### What the task asks
Repeat every line of the data exactly, but not the pictures.

+ + + + + + +

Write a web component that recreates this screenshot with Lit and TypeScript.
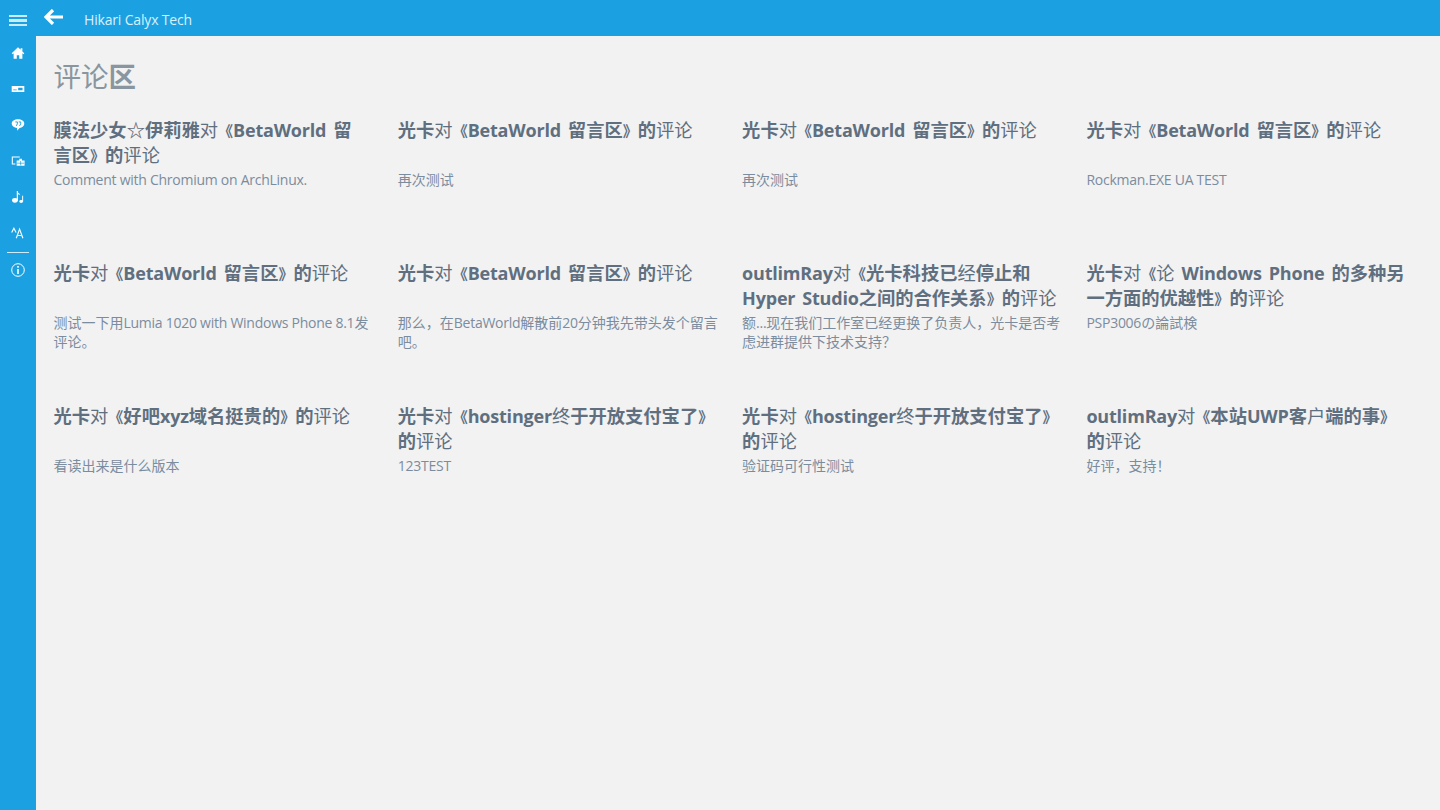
import { LitElement, html, css, svg } from "lit";
import { customElement } from "lit/decorators.js";

const THIN = "评论对经终户";
const items: [string, string][] = [
  ["膜法少女☆伊莉雅对《BetaWorld 留\n言区》的评论", "Comment with Chromium on ArchLinux."],
  ["光卡对《BetaWorld 留言区》的评论", "再次测试"],
  ["光卡对《BetaWorld 留言区》的评论", "再次测试"],
  ["光卡对《BetaWorld 留言区》的评论", "Rockman.EXE UA TEST"],
  ["光卡对《BetaWorld 留言区》的评论", "测试一下用Lumia 1020 with Windows Phone 8.1发评论。"],
  ["光卡对《BetaWorld 留言区》的评论", "那么，在BetaWorld解散前20分钟我先带头发个留言吧。"],
  ["outlimRay对《光卡科技已经停止和 Hyper Studio之间的合作关系》的评论", "额...现在我们工作室已经更换了负责人，光卡是否考虑进群提供下技术支持？"],
  ["光卡对《论 Windows Phone 的多种另一方面的优越性》的评论", "PSP3006の論試検"],
  ["光卡对《好吧xyz域名挺贵的》的评论", "看读出来是什么版本"],
  ["光卡对《hostinger终于开放支付宝了》的评论", "123TEST"],
  ["光卡对《hostinger终于开放支付宝了》的评论", "验证码可行性测试"],
  ["outlimRay对《本站UWP客户端的事》的评论", "好评，支持！"],
];

const icons = [
  svg`<path d="M8 1.500 .8 8.300l1 1L3 8.200V14.500h3.600v-4h2.800v4H13V8.200l1.200 1.100 1-1L13 6.200V2.500h-2v1.800z" fill="#fff"/>`,
  svg`<path d="M.8 4.500h14.400v7H.8zM8.200 6.500v3h5v-3zM2.500 8.500h4v1h-4z" fill="#fff" fill-rule="evenodd"/>`,
  svg`<path d="M8 1.500c4 0 7.200 2 7.200 5 0 2.600-2.400 4.500-5.400 4.900L7 14.500v-3.100C3.400 11 .8 9.100 .8 6.500c0-3 3.200-5 7.200-5z" fill="#fff"/><path d="M5 4.500h2.300v2.200L6 9M8.800 4.500h2.300v2.200L9.800 9" stroke="#1ba1e2" stroke-width="1.100" fill="none"/>`,
  svg`<path d="M10 3.500H1.500v8H5" fill="none" stroke="#fff" stroke-width="1.200"/><path d="M6.500 7.500h9v6h-9zM9.500 5.500h3v2h-3z" fill="#fff"/><path d="M11 8v5M7 10.500h8" stroke="#1ba1e2" stroke-width=".8"/>`,
  svg`<path d="M7.300 1v11" stroke="#fff" stroke-width="1.400" fill="none"/><ellipse cx="4.500" cy="11.800" rx="3.300" ry="2.700" fill="#fff"/><path d="M7 1c.6 2.600 3.200 2 3.600 5-1-.9-2.400-1.200-3.600-.9z" fill="#fff"/><path d="M13.300 6.500v7" stroke="#fff" stroke-width="1.100" fill="none"/><ellipse cx="11.600" cy="13.200" rx="2.100" ry="1.700" fill="#fff"/>`,
  svg`<path d="M.8 7.500l2.500-5 2.500 5M6 14l3.800-10.500L13.600 14M7.300 10.800h5" fill="none" stroke="#fff" stroke-width="1.300"/>`,
];

@customElement("app-root")
export class AppRoot extends LitElement {
  static styles = css`
    :host { display: block; height: 810px; background: #f2f2f2; font-family: "Open Sans", "Noto Sans CJK SC", sans-serif; overflow: hidden; }
    .top { height: 36px; background: #1ba1e2; display: flex; align-items: center; color: #fff; }
    .burger { width: 36px; height: 36px; display: flex; flex-direction: column; gap: 2px; align-items: center; justify-content: center; padding-top: 5px; box-sizing: border-box; }
    .burger i { display: block; width: 18px; height: 2.500px; background: #c9ebfa; }
    .back { display: block; margin-left: 8px; margin-top: -3px; }
    .brand { font-size: 14px; margin-left: 20px; margin-top: 2px; color: #d9f0fb; letter-spacing: -0.17px; }
    .body { display: flex; height: 774px; }
    .side { width: 36px; background: #1ba1e2; flex: none; display: flex; flex-direction: column; align-items: center; }
    .side button { all: unset; width: 36px; height: 36px; padding-bottom: 3px; box-sizing: border-box; display: flex; align-items: center; justify-content: center; }
    .side svg { display: block; }
    .sep { width: 22px; height: 1px; background: #cfeafa; flex: none; }
    main { flex: 1; padding: 21px 0 0 17.500px; }
    h1 { margin: 0 0 20px; font-size: 27.500px; line-height: 40px; font-weight: 700; color: #8a969f; height: 40px; }
    .grid { display: grid; grid-template-columns: repeat(4, 344.300px); grid-auto-rows: 143px; }
    .card { padding-right: 24px; box-sizing: border-box; }
    h2 { margin: 0; font-size: 18.300px; line-height: 25px; height: 53px; font-weight: 700; color: #5f6f7f; white-space: pre-line; }
    h2 span { line-height: 1; }
    h2 .lat { font-size: 18px; letter-spacing: -0.2px; word-spacing: 2.500px; }
    h2 .q { font-size: 15px; }
    .thin { font-weight: 400; }
    p { margin: 0; font-size: 14px; line-height: 19px; color: #7b8c9e; }
    p .lat { letter-spacing: -0.26px; }
  `;

  private rich(text: string) {
    return text.split(/([\x20-\x7e]+|.)/u).filter(Boolean).map((s) => {
      if (s === "《" || s === "》") return html`<span class="q">${s}</span>`;
      if (THIN.includes(s)) return html`<span class="thin">${s}</span>`;
      if (/^[\x20-\x7e]+$/.test(s)) return html`<span class="lat">${s}</span>`;
      return s;
    });
  }

  render() {
    return html`
      <div class="top">
        <div class="burger"><i></i><i></i><i></i></div>
        <svg class="back" width="20" height="16" viewBox="0 0 20 16"><path d="M9 1 2 8l7 7M3 8h16" fill="none" stroke="#fff" stroke-width="3.200"/></svg>
        <span class="brand">Hikari Calyx Tech</span>
      </div>
      <div class="body">
        <nav class="side">
          ${icons.map((p) => html`<button><svg width="14" height="14" viewBox="0 0 16 16">${p}</svg></button>`)}
          <div class="sep"></div>
          <button><svg width="16" height="16" viewBox="0 0 16 16"><circle cx="8" cy="8" r="6.300" fill="none" stroke="#fff"/><path d="M8 7v5M8 4v1.700" stroke="#fff" stroke-width="1.600"/></svg></button>
        </nav>
        <main>
          <h1>${this.rich("评论区")}</h1>
          <div class="grid">
            ${items.map(([t, d]) => html`<div class="card"><h2>${this.rich(t)}</h2><p>${this.rich(d)}</p></div>`)}
          </div>
        </main>
      </div>
    `;
  }
}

+ + + + + + +

### Response to the task
Write a web component that recreates this screenshot with Lit and TypeScript.
import { LitElement, html, css, svg } from "lit";
import { customElement } from "lit/decorators.js";

const THIN = "评论对经终户";
const items: [string, string][] = [
  ["膜法少女☆伊莉雅对《BetaWorld 留\n言区》的评论", "Comment with Chromium on ArchLinux."],
  ["光卡对《BetaWorld 留言区》的评论", "再次测试"],
  ["光卡对《BetaWorld 留言区》的评论", "再次测试"],
  ["光卡对《BetaWorld 留言区》的评论", "Rockman.EXE UA TEST"],
  ["光卡对《BetaWorld 留言区》的评论", "测试一下用Lumia 1020 with Windows Phone 8.1发评论。"],
  ["光卡对《BetaWorld 留言区》的评论", "那么，在BetaWorld解散前20分钟我先带头发个留言吧。"],
  ["outlimRay对《光卡科技已经停止和 Hyper Studio之间的合作关系》的评论", "额...现在我们工作室已经更换了负责人，光卡是否考虑进群提供下技术支持？"],
  ["光卡对《论 Windows Phone 的多种另一方面的优越性》的评论", "PSP3006の論試検"],
  ["光卡对《好吧xyz域名挺贵的》的评论", "看读出来是什么版本"],
  ["光卡对《hostinger终于开放支付宝了》的评论", "123TEST"],
  ["光卡对《hostinger终于开放支付宝了》的评论", "验证码可行性测试"],
  ["outlimRay对《本站UWP客户端的事》的评论", "好评，支持！"],
];

const icons = [
  svg`<path d="M8 1.500 .8 8.300l1 1L3 8.200V14.500h3.600v-4h2.800v4H13V8.200l1.200 1.100 1-1L13 6.200V2.500h-2v1.800z" fill="#fff"/>`,
  svg`<path d="M.8 4.500h14.400v7H.8zM8.200 6.500v3h5v-3zM2.500 8.500h4v1h-4z" fill="#fff" fill-rule="evenodd"/>`,
  svg`<path d="M8 1.500c4 0 7.200 2 7.200 5 0 2.600-2.400 4.500-5.400 4.900L7 14.500v-3.100C3.400 11 .8 9.100 .8 6.500c0-3 3.200-5 7.200-5z" fill="#fff"/><path d="M5 4.500h2.300v2.200L6 9M8.800 4.500h2.300v2.200L9.800 9" stroke="#1ba1e2" stroke-width="1.100" fill="none"/>`,
  svg`<path d="M10 3.500H1.500v8H5" fill="none" stroke="#fff" stroke-width="1.200"/><path d="M6.500 7.500h9v6h-9zM9.500 5.500h3v2h-3z" fill="#fff"/><path d="M11 8v5M7 10.500h8" stroke="#1ba1e2" stroke-width=".8"/>`,
  svg`<path d="M7.300 1v11" stroke="#fff" stroke-width="1.400" fill="none"/><ellipse cx="4.500" cy="11.800" rx="3.300" ry="2.700" fill="#fff"/><path d="M7 1c.6 2.600 3.200 2 3.600 5-1-.9-2.400-1.200-3.600-.9z" fill="#fff"/><path d="M13.300 6.500v7" stroke="#fff" stroke-width="1.100" fill="none"/><ellipse cx="11.600" cy="13.200" rx="2.100" ry="1.700" fill="#fff"/>`,
  svg`<path d="M.8 7.500l2.500-5 2.500 5M6 14l3.800-10.500L13.600 14M7.300 10.800h5" fill="none" stroke="#fff" stroke-width="1.300"/>`,
];

@customElement("app-root")
export class AppRoot extends LitElement {
  static styles = css`
    :host { display: block; height: 810px; background: #f2f2f2; font-family: "Open Sans", "Noto Sans CJK SC", sans-serif; overflow: hidden; }
    .top { height: 36px; background: #1ba1e2; display: flex; align-items: center; color: #fff; }
    .burger { width: 36px; height: 36px; display: flex; flex-direction: column; gap: 2px; align-items: center; justify-content: center; padding-top: 5px; box-sizing: border-box; }
    .burger i { display: block; width: 18px; height: 2.500px; background: #c9ebfa; }
    .back { display: block; margin-left: 8px; margin-top: -3px; }
    .brand { font-size: 14px; margin-left: 20px; margin-top: 2px; color: #d9f0fb; letter-spacing: -0.17px; }
    .body { display: flex; height: 774px; }
    .side { width: 36px; background: #1ba1e2; flex: none; display: flex; flex-direction: column; align-items: center; }
    .side button { all: unset; width: 36px; height: 36px; padding-bottom: 3px; box-sizing: border-box; display: flex; align-items: center; justify-content: center; }
    .side svg { display: block; }
    .sep { width: 22px; height: 1px; background: #cfeafa; flex: none; }
    main { flex: 1; padding: 21px 0 0 17.500px; }
    h1 { margin: 0 0 20px; font-size: 27.500px; line-height: 40px; font-weight: 700; color: #8a969f; height: 40px; }
    .grid { display: grid; grid-template-columns: repeat(4, 344.300px); grid-auto-rows: 143px; }
    .card { padding-right: 24px; box-sizing: border-box; }
    h2 { margin: 0; font-size: 18.300px; line-height: 25px; height: 53px; font-weight: 700; color: #5f6f7f; white-space: pre-line; }
    h2 span { line-height: 1; }
    h2 .lat { font-size: 18px; letter-spacing: -0.2px; word-spacing: 2.500px; }
    h2 .q { font-size: 15px; }
    .thin { font-weight: 400; }
    p { margin: 0; font-size: 14px; line-height: 19px; color: #7b8c9e; }
    p .lat { letter-spacing: -0.26px; }
  `;

  private rich(text: string) {
    return text.split(/([\x20-\x7e]+|.)/u).filter(Boolean).map((s) => {
      if (s === "《" || s === "》") return html`<span class="q">${s}</span>`;
      if (THIN.includes(s)) return html`<span class="thin">${s}</span>`;
      if (/^[\x20-\x7e]+$/.test(s)) return html`<span class="lat">${s}</span>`;
      return s;
    });
  }

  render() {
    return html`
      <div class="top">
        <div class="burger"><i></i><i></i><i></i></div>
        <svg class="back" width="20" height="16" viewBox="0 0 20 16"><path d="M9 1 2 8l7 7M3 8h16" fill="none" stroke="#fff" stroke-width="3.200"/></svg>
        <span class="brand">Hikari Calyx Tech</span>
      </div>
      <div class="body">
        <nav class="side">
          ${icons.map((p) => html`<button><svg width="14" height="14" viewBox="0 0 16 16">${p}</svg></button>`)}
          <div class="sep"></div>
          <button><svg width="16" height="16" viewBox="0 0 16 16"><circle cx="8" cy="8" r="6.300" fill="none" stroke="#fff"/><path d="M8 7v5M8 4v1.700" stroke="#fff" stroke-width="1.600"/></svg></button>
        </nav>
        <main>
          <h1>${this.rich("评论区")}</h1>
          <div class="grid">
            ${items.map(([t, d]) => html`<div class="card"><h2>${this.rich(t)}</h2><p>${this.rich(d)}</p></div>`)}
          </div>
        </main>
      </div>
    `;
  }
}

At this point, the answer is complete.